There is a misconception/myth that Doppler radar cannot see stationary or slow-moving objects.  This is untrue, and in fact has been spread by other radar manufacturers that don’t really understand Doppler technology.  Doppler radar can not only detect stationary objects, it can actually identify such items far better than non-Doppler technology.   However, it is typical for Doppler radar systems to use this powerful ability to remove such items from consideration.   For DMT radars, non-moving items are ignored unless than were first detected as a moving track.   In such cases, the tracker will continue to track slow moving or stopped objects.    After a certain point in time, the object that has stopped will be labeled “Parked.”   If the object starts moving again, the original track ID is applied to the object.

Of all technologies, Pulsed Doppler offers the best all-around performance in the greatest variety of sites and conditions.  X-Band versions of Doppler radar offer the best performance in all situations.  IDAR, MDR and AIMS Fast-Scan are examples of X-Band, Pulse Doppler radars. 

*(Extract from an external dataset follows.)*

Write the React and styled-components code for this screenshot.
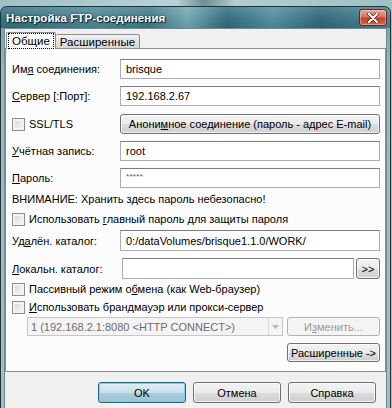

Pulse Compression Radar is the least-used technology for radar security solutions.   It is the most complex and costly of the approaches.   Pulse compression radar transmissions are similar in appearance to FMICW.   The technology give great high-resolution images of the environment with low power.  

Pulse compression radars have similar problems with near-in clutter as FMCW and are easier to jam.   They suffer from long minimum ranges.  For instance, a 12 km system may have a 2 km to 6 km minimum range.    So for most security applications, it is not a great technology — especially given the cost.

There is a subset of pulse compression radars that are also Doppler radars.  These add the Pulsed Doppler capabilities to the pulse compression technology.  This is truly a powerful radar solution, but is very expensive.   And the same poor performance with near-in clutter, interference and jamming exists.   DMT is developing a pulse compression Doppler radar for release in 2013.  This system will be for applications requiring detections ranges on the order of 2 km for small objects (people or kayaks).